## Begin
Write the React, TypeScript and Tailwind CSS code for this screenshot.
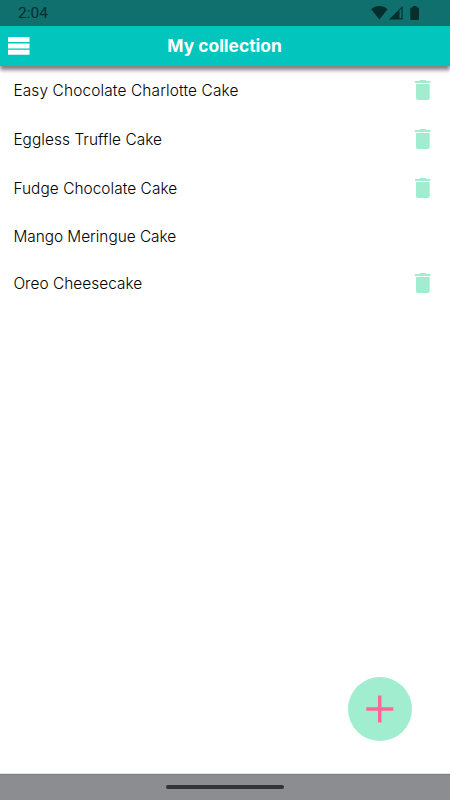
type Cake = {
  name: string;
  removable: boolean;
  tracking: string;
};

const cakes: Cake[] = [
  { name: 'Easy Chocolate Charlotte Cake', removable: true, tracking: 'tracking-[0.15px]' },
  { name: 'Eggless Truffle Cake', removable: true, tracking: 'tracking-[0.07px]' },
  { name: 'Fudge Chocolate Cake', removable: true, tracking: 'tracking-[0.06px]' },
  { name: 'Mango Meringue Cake', removable: false, tracking: 'tracking-[-0.02px]' },
  { name: 'Oreo Cheesecake', removable: true, tracking: 'tracking-[0.04px]' },
];

function StatusBar() {
  return (
    <div className="flex h-[26px] shrink-0 items-center justify-between bg-[#0f706e] pr-[30px] pl-[18px] text-[#052e2d]">
      <span className="font-[Roboto,sans-serif] text-[15.5px] leading-[26px] font-normal">
        2:04
      </span>
      <svg width="50" height="26" viewBox="370 0 50 26" fill="currentColor" aria-hidden="true">
        <path d="M371.2 9.2C373.6 7 376.4 6 379.4 6s5.8 1 8.1 3.2L379.4 19.4Z" />
        <path fillRule="evenodd" d="M389 19.6 402.6 6v13.6ZM399.5 10.5v7.7h1.9v-9.6Z" />
        <path d="M412.8 6h3.8v1.5h1.4q1 0 1 1V19q0 1-1 1h-6.8q-1 0-1-1V8.5q0-1 1-1h1.6Z" />
      </svg>
    </div>
  );
}

function Header() {
  return (
    <header className="relative flex h-[39.5px] shrink-0 items-center bg-[#02c6be] px-2 shadow-[0_4px_4px_rgba(0,0,0,0.5)]">
      <button type="button" aria-label="Menu">
        <svg width="22" height="18" viewBox="0 0 22 18" fill="white" aria-hidden="true">
          <path d="M0 0h21.5v5H0ZM0 6.4h21.5v5H0ZM0 12.8h21.5v5H0Z" />
        </svg>
      </button>
      <h1 className="flex-1 pr-[23px] text-center text-[17.4px] leading-6 font-bold text-white">
        My collection
      </h1>
    </header>
  );
}

function TrashIcon() {
  return (
    <svg width="16" height="22" viewBox="0 0 16 22" fill="#a0edcf" aria-hidden="true">
      <path d="M0 2h4l1-1h5.5l1 1h4v1.9H0ZM1 5h13.7v14q0 1.900-1.900 1.900H2.900Q1 20.900 1 19Z" />
    </svg>
  );
}

function CakeRow({ cake }: { cake: Cake }) {
  return (
    <li
      className={`flex items-center justify-between pr-[19px] pl-[13.4px] ${
        cake.removable ? 'h-[49px]' : 'h-[46px] pt-px'
      }`}
    >
      <span className={`text-[15.4px] leading-5 font-light text-black ${cake.tracking}`}>
        {cake.name}
      </span>
      {cake.removable && (
        <button type="button" aria-label={`Delete ${cake.name}`} className="mb-0.5">
          <TrashIcon />
        </button>
      )}
    </li>
  );
}

export default function App() {
  return (
    <div className="flex h-[800px] w-[450px] flex-col overflow-hidden bg-white font-[Inter,sans-serif]">
      <StatusBar />
      <Header />
      <main className="flex flex-1 flex-col justify-between">
        <ul className="pt-[0.5px]">
          {cakes.map((cake) => (
            <CakeRow key={cake.name} cake={cake} />
          ))}
        </ul>
        <button
          type="button"
          aria-label="Add cake"
          className="mr-[38px] mb-8 flex size-16 items-center justify-center self-end rounded-full bg-[#a0edcf]"
        >
          <svg width="28" height="28" viewBox="0 0 28 28" fill="#ff6699" aria-hidden="true">
            <path d="M12 0.500h3.500v11.700h11.800v3.500H15.500v11.700h-3.500V15.700H0.300v-3.500H12Z" />
          </svg>
        </button>
      </main>
      <footer className="flex h-[27px] shrink-0 items-center justify-center border-t border-[#e4e4e6] bg-[#8c8d91] shadow-[inset_0_1px_0_#7e7f83]">
        <span className="h-1 w-[118px] rounded-full bg-[#323337]" />
      </footer>
    </div>
  );
}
## End
**The problem:**
Write out every line above exactly as it is, leaving out the pictures.

**Reply:**
Write the React, TypeScript and Tailwind CSS code for this screenshot.
type Cake = {
  name: string;
  removable: boolean;
  tracking: string;
};

const cakes: Cake[] = [
  { name: 'Easy Chocolate Charlotte Cake', removable: true, tracking: 'tracking-[0.15px]' },
  { name: 'Eggless Truffle Cake', removable: true, tracking: 'tracking-[0.07px]' },
  { name: 'Fudge Chocolate Cake', removable: true, tracking: 'tracking-[0.06px]' },
  { name: 'Mango Meringue Cake', removable: false, tracking: 'tracking-[-0.02px]' },
  { name: 'Oreo Cheesecake', removable: true, tracking: 'tracking-[0.04px]' },
];

function StatusBar() {
  return (
    <div className="flex h-[26px] shrink-0 items-center justify-between bg-[#0f706e] pr-[30px] pl-[18px] text-[#052e2d]">
      <span className="font-[Roboto,sans-serif] text-[15.5px] leading-[26px] font-normal">
        2:04
      </span>
      <svg width="50" height="26" viewBox="370 0 50 26" fill="currentColor" aria-hidden="true">
        <path d="M371.2 9.2C373.6 7 376.4 6 379.4 6s5.8 1 8.1 3.2L379.4 19.4Z" />
        <path fillRule="evenodd" d="M389 19.6 402.6 6v13.6ZM399.5 10.5v7.7h1.9v-9.6Z" />
        <path d="M412.8 6h3.8v1.5h1.4q1 0 1 1V19q0 1-1 1h-6.8q-1 0-1-1V8.5q0-1 1-1h1.6Z" />
      </svg>
    </div>
  );
}

function Header() {
  return (
    <header className="relative flex h-[39.5px] shrink-0 items-center bg-[#02c6be] px-2 shadow-[0_4px_4px_rgba(0,0,0,0.5)]">
      <button type="button" aria-label="Menu">
        <svg width="22" height="18" viewBox="0 0 22 18" fill="white" aria-hidden="true">
          <path d="M0 0h21.5v5H0ZM0 6.4h21.5v5H0ZM0 12.8h21.5v5H0Z" />
        </svg>
      </button>
      <h1 className="flex-1 pr-[23px] text-center text-[17.4px] leading-6 font-bold text-white">
        My collection
      </h1>
    </header>
  );
}

function TrashIcon() {
  return (
    <svg width="16" height="22" viewBox="0 0 16 22" fill="#a0edcf" aria-hidden="true">
      <path d="M0 2h4l1-1h5.5l1 1h4v1.9H0ZM1 5h13.7v14q0 1.900-1.900 1.900H2.900Q1 20.900 1 19Z" />
    </svg>
  );
}

function CakeRow({ cake }: { cake: Cake }) {
  return (
    <li
      className={`flex items-center justify-between pr-[19px] pl-[13.4px] ${
        cake.removable ? 'h-[49px]' : 'h-[46px] pt-px'
      }`}
    >
      <span className={`text-[15.4px] leading-5 font-light text-black ${cake.tracking}`}>
        {cake.name}
      </span>
      {cake.removable && (
        <button type="button" aria-label={`Delete ${cake.name}`} className="mb-0.5">
          <TrashIcon />
        </button>
      )}
    </li>
  );
}

export default function App() {
  return (
    <div className="flex h-[800px] w-[450px] flex-col overflow-hidden bg-white font-[Inter,sans-serif]">
      <StatusBar />
      <Header />
      <main className="flex flex-1 flex-col justify-between">
        <ul className="pt-[0.5px]">
          {cakes.map((cake) => (
            <CakeRow key={cake.name} cake={cake} />
          ))}
        </ul>
        <button
          type="button"
          aria-label="Add cake"
          className="mr-[38px] mb-8 flex size-16 items-center justify-center self-end rounded-full bg-[#a0edcf]"
        >
          <svg width="28" height="28" viewBox="0 0 28 28" fill="#ff6699" aria-hidden="true">
            <path d="M12 0.500h3.500v11.700h11.800v3.500H15.500v11.700h-3.500V15.700H0.300v-3.500H12Z" />
          </svg>
        </button>
      </main>
      <footer className="flex h-[27px] shrink-0 items-center justify-center border-t border-[#e4e4e6] bg-[#8c8d91] shadow-[inset_0_1px_0_#7e7f83]">
        <span className="h-1 w-[118px] rounded-full bg-[#323337]" />
      </footer>
    </div>
  );
}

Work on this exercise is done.